──────── Supplied data ────────

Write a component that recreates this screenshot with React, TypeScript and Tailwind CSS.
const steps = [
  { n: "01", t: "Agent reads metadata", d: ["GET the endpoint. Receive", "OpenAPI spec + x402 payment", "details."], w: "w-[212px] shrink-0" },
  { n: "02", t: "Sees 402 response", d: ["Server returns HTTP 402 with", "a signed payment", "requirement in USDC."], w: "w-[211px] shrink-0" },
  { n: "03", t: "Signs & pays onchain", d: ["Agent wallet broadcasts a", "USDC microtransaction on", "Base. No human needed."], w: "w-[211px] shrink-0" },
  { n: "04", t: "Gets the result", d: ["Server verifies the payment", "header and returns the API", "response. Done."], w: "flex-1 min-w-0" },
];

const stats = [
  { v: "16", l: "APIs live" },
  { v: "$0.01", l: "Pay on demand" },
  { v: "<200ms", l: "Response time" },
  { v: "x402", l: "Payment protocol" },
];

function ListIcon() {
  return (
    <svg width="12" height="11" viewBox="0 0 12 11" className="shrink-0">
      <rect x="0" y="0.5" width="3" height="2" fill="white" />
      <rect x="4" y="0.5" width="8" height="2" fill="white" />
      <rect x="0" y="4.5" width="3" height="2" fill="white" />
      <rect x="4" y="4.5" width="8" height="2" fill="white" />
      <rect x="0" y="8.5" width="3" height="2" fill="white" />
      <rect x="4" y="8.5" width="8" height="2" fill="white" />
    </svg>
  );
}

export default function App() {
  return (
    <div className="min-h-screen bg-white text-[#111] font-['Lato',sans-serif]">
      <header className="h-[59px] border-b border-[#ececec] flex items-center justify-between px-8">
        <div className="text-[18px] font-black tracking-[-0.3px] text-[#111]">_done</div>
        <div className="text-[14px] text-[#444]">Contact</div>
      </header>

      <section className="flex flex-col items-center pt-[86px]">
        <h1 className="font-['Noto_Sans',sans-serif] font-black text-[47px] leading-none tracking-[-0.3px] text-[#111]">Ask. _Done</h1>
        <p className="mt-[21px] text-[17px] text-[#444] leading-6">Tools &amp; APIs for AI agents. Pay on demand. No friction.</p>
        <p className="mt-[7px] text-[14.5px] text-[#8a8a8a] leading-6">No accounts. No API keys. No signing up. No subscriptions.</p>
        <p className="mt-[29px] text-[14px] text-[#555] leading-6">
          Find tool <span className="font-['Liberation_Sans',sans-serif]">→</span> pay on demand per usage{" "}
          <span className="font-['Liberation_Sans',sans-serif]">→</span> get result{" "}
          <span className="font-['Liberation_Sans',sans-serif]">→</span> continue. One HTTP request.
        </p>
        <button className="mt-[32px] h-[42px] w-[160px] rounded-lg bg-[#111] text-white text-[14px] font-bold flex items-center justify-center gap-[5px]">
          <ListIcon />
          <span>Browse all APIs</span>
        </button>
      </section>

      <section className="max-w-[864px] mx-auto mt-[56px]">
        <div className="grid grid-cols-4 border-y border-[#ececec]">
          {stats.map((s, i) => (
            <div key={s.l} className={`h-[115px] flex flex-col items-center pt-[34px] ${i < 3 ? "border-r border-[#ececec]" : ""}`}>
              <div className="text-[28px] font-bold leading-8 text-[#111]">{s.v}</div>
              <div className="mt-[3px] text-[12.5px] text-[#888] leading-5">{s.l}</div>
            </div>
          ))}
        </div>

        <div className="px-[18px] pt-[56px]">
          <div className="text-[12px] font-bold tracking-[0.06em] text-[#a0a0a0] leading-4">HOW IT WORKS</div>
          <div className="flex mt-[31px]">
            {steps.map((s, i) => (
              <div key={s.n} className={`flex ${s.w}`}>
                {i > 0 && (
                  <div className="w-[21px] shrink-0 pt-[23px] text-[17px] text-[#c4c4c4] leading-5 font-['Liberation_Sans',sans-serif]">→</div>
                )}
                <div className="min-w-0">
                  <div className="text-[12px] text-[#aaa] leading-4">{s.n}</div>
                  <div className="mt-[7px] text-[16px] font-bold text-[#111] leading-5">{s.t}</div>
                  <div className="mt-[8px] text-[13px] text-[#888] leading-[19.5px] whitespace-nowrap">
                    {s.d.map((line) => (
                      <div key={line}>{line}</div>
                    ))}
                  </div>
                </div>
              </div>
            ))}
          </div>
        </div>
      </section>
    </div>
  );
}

────────

Print the whole listing exactly as it is.

■ **Exercise answer**:
Write a component that recreates this screenshot with React, TypeScript and Tailwind CSS.
const steps = [
  { n: "01", t: "Agent reads metadata", d: ["GET the endpoint. Receive", "OpenAPI spec + x402 payment", "details."], w: "w-[212px] shrink-0" },
  { n: "02", t: "Sees 402 response", d: ["Server returns HTTP 402 with", "a signed payment", "requirement in USDC."], w: "w-[211px] shrink-0" },
  { n: "03", t: "Signs & pays onchain", d: ["Agent wallet broadcasts a", "USDC microtransaction on", "Base. No human needed."], w: "w-[211px] shrink-0" },
  { n: "04", t: "Gets the result", d: ["Server verifies the payment", "header and returns the API", "response. Done."], w: "flex-1 min-w-0" },
];

const stats = [
  { v: "16", l: "APIs live" },
  { v: "$0.01", l: "Pay on demand" },
  { v: "<200ms", l: "Response time" },
  { v: "x402", l: "Payment protocol" },
];

function ListIcon() {
  return (
    <svg width="12" height="11" viewBox="0 0 12 11" className="shrink-0">
      <rect x="0" y="0.5" width="3" height="2" fill="white" />
      <rect x="4" y="0.5" width="8" height="2" fill="white" />
      <rect x="0" y="4.5" width="3" height="2" fill="white" />
      <rect x="4" y="4.5" width="8" height="2" fill="white" />
      <rect x="0" y="8.5" width="3" height="2" fill="white" />
      <rect x="4" y="8.5" width="8" height="2" fill="white" />
    </svg>
  );
}

export default function App() {
  return (
    <div className="min-h-screen bg-white text-[#111] font-['Lato',sans-serif]">
      <header className="h-[59px] border-b border-[#ececec] flex items-center justify-between px-8">
        <div className="text-[18px] font-black tracking-[-0.3px] text-[#111]">_done</div>
        <div className="text-[14px] text-[#444]">Contact</div>
      </header>

      <section className="flex flex-col items-center pt-[86px]">
        <h1 className="font-['Noto_Sans',sans-serif] font-black text-[47px] leading-none tracking-[-0.3px] text-[#111]">Ask. _Done</h1>
        <p className="mt-[21px] text-[17px] text-[#444] leading-6">Tools &amp; APIs for AI agents. Pay on demand. No friction.</p>
        <p className="mt-[7px] text-[14.5px] text-[#8a8a8a] leading-6">No accounts. No API keys. No signing up. No subscriptions.</p>
        <p className="mt-[29px] text-[14px] text-[#555] leading-6">
          Find tool <span className="font-['Liberation_Sans',sans-serif]">→</span> pay on demand per usage{" "}
          <span className="font-['Liberation_Sans',sans-serif]">→</span> get result{" "}
          <span className="font-['Liberation_Sans',sans-serif]">→</span> continue. One HTTP request.
        </p>
        <button className="mt-[32px] h-[42px] w-[160px] rounded-lg bg-[#111] text-white text-[14px] font-bold flex items-center justify-center gap-[5px]">
          <ListIcon />
          <span>Browse all APIs</span>
        </button>
      </section>

      <section className="max-w-[864px] mx-auto mt-[56px]">
        <div className="grid grid-cols-4 border-y border-[#ececec]">
          {stats.map((s, i) => (
            <div key={s.l} className={`h-[115px] flex flex-col items-center pt-[34px] ${i < 3 ? "border-r border-[#ececec]" : ""}`}>
              <div className="text-[28px] font-bold leading-8 text-[#111]">{s.v}</div>
              <div className="mt-[3px] text-[12.5px] text-[#888] leading-5">{s.l}</div>
            </div>
          ))}
        </div>

        <div className="px-[18px] pt-[56px]">
          <div className="text-[12px] font-bold tracking-[0.06em] text-[#a0a0a0] leading-4">HOW IT WORKS</div>
          <div className="flex mt-[31px]">
            {steps.map((s, i) => (
              <div key={s.n} className={`flex ${s.w}`}>
                {i > 0 && (
                  <div className="w-[21px] shrink-0 pt-[23px] text-[17px] text-[#c4c4c4] leading-5 font-['Liberation_Sans',sans-serif]">→</div>
                )}
                <div className="min-w-0">
                  <div className="text-[12px] text-[#aaa] leading-4">{s.n}</div>
                  <div className="mt-[7px] text-[16px] font-bold text-[#111] leading-5">{s.t}</div>
                  <div className="mt-[8px] text-[13px] text-[#888] leading-[19.5px] whitespace-nowrap">
                    {s.d.map((line) => (
                      <div key={line}>{line}</div>
                    ))}
                  </div>
                </div>
              </div>
            ))}
          </div>
        </div>
      </section>
    </div>
  );
}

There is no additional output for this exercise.